PIA will be managed by the consortium led by Arif Habib by April 2026

National carrier Pakistan International Airlines (PIA) is expected to be led by a new owner from April 2026. It will also receive new capital as part of a deal to privatize the airline, the country’s privatization chief said on Wednesday.

A consortium led by Arif Habib Corporation emerged as the highest bidder on Tuesday, in a live televised auction for a 75% stake in PIA. This marks a major breakthrough in the government’s long-delayed privatization of the carrier.

The consortium offered 135 billion rupees, exceeding the government’s reserve price of 100 billion rupees – a turnaround from last year’s failed sale attempt.

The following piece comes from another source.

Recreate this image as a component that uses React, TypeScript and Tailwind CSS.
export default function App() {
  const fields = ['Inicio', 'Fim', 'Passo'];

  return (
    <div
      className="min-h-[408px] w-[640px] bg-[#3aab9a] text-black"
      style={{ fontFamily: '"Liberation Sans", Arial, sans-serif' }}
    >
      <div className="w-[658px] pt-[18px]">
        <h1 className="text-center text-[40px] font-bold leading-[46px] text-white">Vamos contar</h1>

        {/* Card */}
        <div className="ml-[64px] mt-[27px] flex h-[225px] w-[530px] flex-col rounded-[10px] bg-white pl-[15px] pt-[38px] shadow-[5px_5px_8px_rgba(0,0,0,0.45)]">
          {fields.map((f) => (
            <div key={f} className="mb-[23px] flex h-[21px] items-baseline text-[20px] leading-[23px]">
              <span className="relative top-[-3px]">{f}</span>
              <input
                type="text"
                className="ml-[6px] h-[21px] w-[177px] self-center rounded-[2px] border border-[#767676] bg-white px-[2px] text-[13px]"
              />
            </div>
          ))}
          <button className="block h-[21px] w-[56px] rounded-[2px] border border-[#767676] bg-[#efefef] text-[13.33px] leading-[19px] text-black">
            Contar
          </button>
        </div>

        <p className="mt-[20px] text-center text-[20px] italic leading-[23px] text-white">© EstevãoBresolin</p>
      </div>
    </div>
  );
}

Read: Government finally puts an end to the “white elephant” PIA

The prime minister’s adviser on privatization, Muhammad Ali, told Reuters in an online interview that the state expects a new owner to run the airline by April next year. The process moves to final approvals from the Privatization Commission’s board and cabinet, expected within days, with a contract signing likely within two weeks.

Financial close is also expected after 90 days to meet regulatory and legal conditions.

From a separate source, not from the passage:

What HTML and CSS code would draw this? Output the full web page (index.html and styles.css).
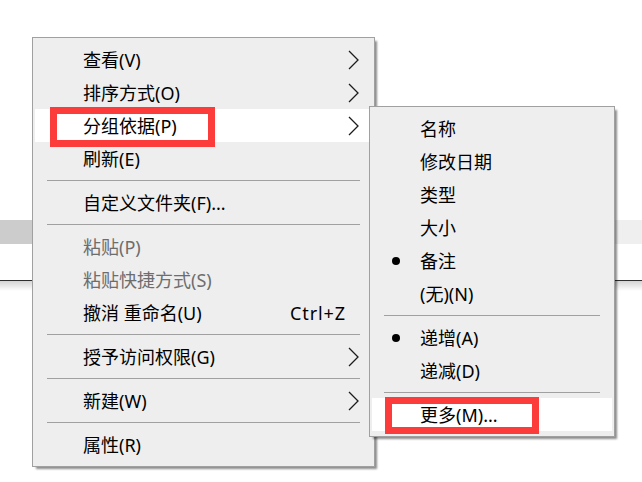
FILE: index.html
```html
<!DOCTYPE html>
<html lang="zh-CN">
<head>
<meta charset="utf-8">
<title>分组依据</title>
<link rel="stylesheet" href="styles.css">
</head>
<body>
<div class="band"></div>
<div class="rule"></div>

<div class="menu main-menu">
  <div class="item"><span class="label">查看(V)</span><svg class="chev" viewBox="0 0 11 20"><path d="M1 1 L10 10 L1 19"/></svg></div>
  <div class="item"><span class="label">排序方式(O)</span><svg class="chev" viewBox="0 0 11 20"><path d="M1 1 L10 10 L1 19"/></svg></div>
  <div class="item hot"><span class="label">分组依据(P)</span><svg class="chev" viewBox="0 0 11 20"><path d="M1 1 L10 10 L1 19"/></svg></div>
  <div class="item"><span class="label">刷新(E)</span></div>
  <div class="sep"></div>
  <div class="item"><span class="label">自定义文件夹(F)...</span></div>
  <div class="sep"></div>
  <div class="item disabled"><span class="label">粘贴(P)</span></div>
  <div class="item disabled"><span class="label">粘贴快捷方式(S)</span></div>
  <div class="item"><span class="label">撤消 重命名(U)</span><span class="shortcut">Ctrl+Z</span></div>
  <div class="sep"></div>
  <div class="item"><span class="label">授予访问权限(G)</span><svg class="chev" viewBox="0 0 11 20"><path d="M1 1 L10 10 L1 19"/></svg></div>
  <div class="sep"></div>
  <div class="item"><span class="label">新建(W)</span><svg class="chev" viewBox="0 0 11 20"><path d="M1 1 L10 10 L1 19"/></svg></div>
  <div class="sep"></div>
  <div class="item"><span class="label">属性(R)</span></div>
</div>

<div class="menu sub-menu">
  <div class="item"><span class="check"></span><span class="label">名称</span></div>
  <div class="item"><span class="check"></span><span class="label">修改日期</span></div>
  <div class="item"><span class="check"></span><span class="label">类型</span></div>
  <div class="item"><span class="check"></span><span class="label">大小</span></div>
  <div class="item"><span class="check"><span class="dot"></span></span><span class="label">备注</span></div>
  <div class="item"><span class="check"></span><span class="label">(无)(N)</span></div>
  <div class="sep"></div>
  <div class="item"><span class="check"><span class="dot"></span></span><span class="label">递增(A)</span></div>
  <div class="item"><span class="check"></span><span class="label">递减(D)</span></div>
  <div class="sep"></div>
  <div class="item hot"><span class="check"></span><span class="label">更多(M)...</span></div>
</div>

<div class="mark mark-group"></div>
<div class="mark mark-more"></div>
</body>
</html>
```

FILE: styles.css
```css
html, body {
  margin: 0;
  padding: 0;
  background: #ffffff;
}

body {
  width: 642px;
  height: 482px;
  overflow: hidden;
  position: relative;
  font-family: "Noto Sans", "Noto Sans CJK SC", sans-serif;
  font-size: 18px;
  color: #000000;
}

.band {
  margin-top: 220px;
  height: 24px;
  background: linear-gradient(to right, #cccccc 0, #cccccc 40px, #efefef 40px);
}

.rule {
  margin-top: 36px;
  height: 10px;
  border-top: 1px solid #2f2f2f;
  background: linear-gradient(#d4d4d4, #ffffff);
}

.menu {
  position: absolute;
  box-sizing: border-box;
  background: #eeeeee;
  border: 1px solid #a0a0a0;
  padding: 5px 2px;
  box-shadow: 3px 3px 2px -1px rgba(0, 0, 0, 0.45);
}

.main-menu {
  left: 32px;
  top: 37px;
  width: 343px;
}

.sub-menu {
  left: 369px;
  top: 106px;
  width: 246px;
}

.item {
  height: 33px;
  display: flex;
  align-items: center;
  white-space: nowrap;
}

.main-menu .item {
  padding: 0 13px 0 48px;
}

.item.hot {
  background: #ffffff;
}

.item.disabled {
  color: #6d6d6d;
}

.label {
  line-height: 1;
}

.shortcut {
  margin-left: auto;
  margin-right: 13px;
  line-height: 1;
  letter-spacing: 0.9px;
}

.chev {
  margin-left: auto;
  width: 11px;
  height: 20px;
  fill: none;
  stroke: #1c1c1c;
  stroke-width: 1.3;
}

.sep {
  height: 1px;
  margin: 5px 12px;
  background: #a0a0a0;
}

.check {
  width: 48px;
  height: 33px;
  display: flex;
  align-items: center;
  justify-content: center;
  flex: none;
}

.dot {
  width: 8px;
  height: 8px;
  border-radius: 50%;
  background: #000000;
}

.mark {
  position: absolute;
  box-sizing: border-box;
  border: 7px solid #fc3b3b;
}

.mark-group {
  left: 50px;
  top: 107px;
  width: 165px;
  height: 40px;
}

.mark-more {
  left: 385px;
  top: 397px;
  width: 154px;
  height: 37px;
}
```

Ali said the government would receive 10 billion rupees in cash upfront, while retaining a 25% stake valued at around 45 billion rupees. The deal was structured to inject new capital into the airline rather than simply transfer ownership, he said.

“We didn’t want a situation where the government sells the airline, takes its money and the company continues to collapse,” Ali said. The winning consortium also includes fertilizer manufacturer Fatima, private school network City School and real estate company Lake City Holdings Limited.

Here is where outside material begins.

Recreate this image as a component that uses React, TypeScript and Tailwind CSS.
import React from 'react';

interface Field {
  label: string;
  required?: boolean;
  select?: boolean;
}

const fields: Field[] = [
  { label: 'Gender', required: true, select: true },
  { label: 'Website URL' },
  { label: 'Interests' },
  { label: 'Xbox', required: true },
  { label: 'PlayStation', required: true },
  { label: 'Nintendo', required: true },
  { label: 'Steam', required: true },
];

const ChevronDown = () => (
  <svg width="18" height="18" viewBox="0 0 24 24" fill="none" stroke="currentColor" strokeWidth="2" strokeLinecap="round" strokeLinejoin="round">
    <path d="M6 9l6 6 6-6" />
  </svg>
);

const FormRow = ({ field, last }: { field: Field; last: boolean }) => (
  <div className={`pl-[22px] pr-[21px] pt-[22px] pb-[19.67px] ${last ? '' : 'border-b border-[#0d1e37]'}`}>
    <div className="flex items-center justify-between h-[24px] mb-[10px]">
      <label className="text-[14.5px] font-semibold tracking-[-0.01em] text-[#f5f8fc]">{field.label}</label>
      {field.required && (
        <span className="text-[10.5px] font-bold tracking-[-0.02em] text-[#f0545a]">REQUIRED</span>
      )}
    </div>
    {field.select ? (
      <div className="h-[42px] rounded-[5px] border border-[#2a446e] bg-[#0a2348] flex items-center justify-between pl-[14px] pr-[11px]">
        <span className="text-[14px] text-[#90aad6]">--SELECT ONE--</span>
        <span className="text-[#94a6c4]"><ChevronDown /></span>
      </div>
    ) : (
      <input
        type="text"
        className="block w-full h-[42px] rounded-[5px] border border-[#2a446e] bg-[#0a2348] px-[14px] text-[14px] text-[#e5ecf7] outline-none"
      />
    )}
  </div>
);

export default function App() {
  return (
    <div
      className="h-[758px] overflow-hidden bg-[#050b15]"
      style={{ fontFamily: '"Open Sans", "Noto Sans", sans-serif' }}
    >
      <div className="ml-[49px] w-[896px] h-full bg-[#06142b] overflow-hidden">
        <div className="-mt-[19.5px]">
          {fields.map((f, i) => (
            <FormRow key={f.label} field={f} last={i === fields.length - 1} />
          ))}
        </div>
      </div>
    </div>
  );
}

Ali said Fauji Fertilizer Company, a military conglomerate, did not bid but could still join the winning consortium as a partner, noting that the buyer can add up to two partners – including a consortium partner or a foreign airline – if they meet the qualification criteria.

Allowing partners adds financial strength and could bring global aviation expertise, he said.

Pressure from the IMF

Ali said guarantees, including withholding of deposit and an additional payment upon signature, would allow the government to move on to the second highest bidder if the deal fails to close.

On labor, he said the buyer was expected to retain all employees for 12 months after the transaction, with unchanged contracts, adding that PIA’s workforce had already declined in recent years.

The sale is being closely monitored by the International Monetary Fund (IMF), which has pressed Pakistan to halt losses at state-owned enterprises. Ali called privatization a key test of the credibility of Pakistan’s reforms with the IMF, adding that failure to get rid of loss-making state-owned enterprises risked putting further pressure on public finances.

He said the conclusion of the deal would mark momentum towards reforms and privatizations, adding that the government was working on a pipeline of future transactions once the PIA closes.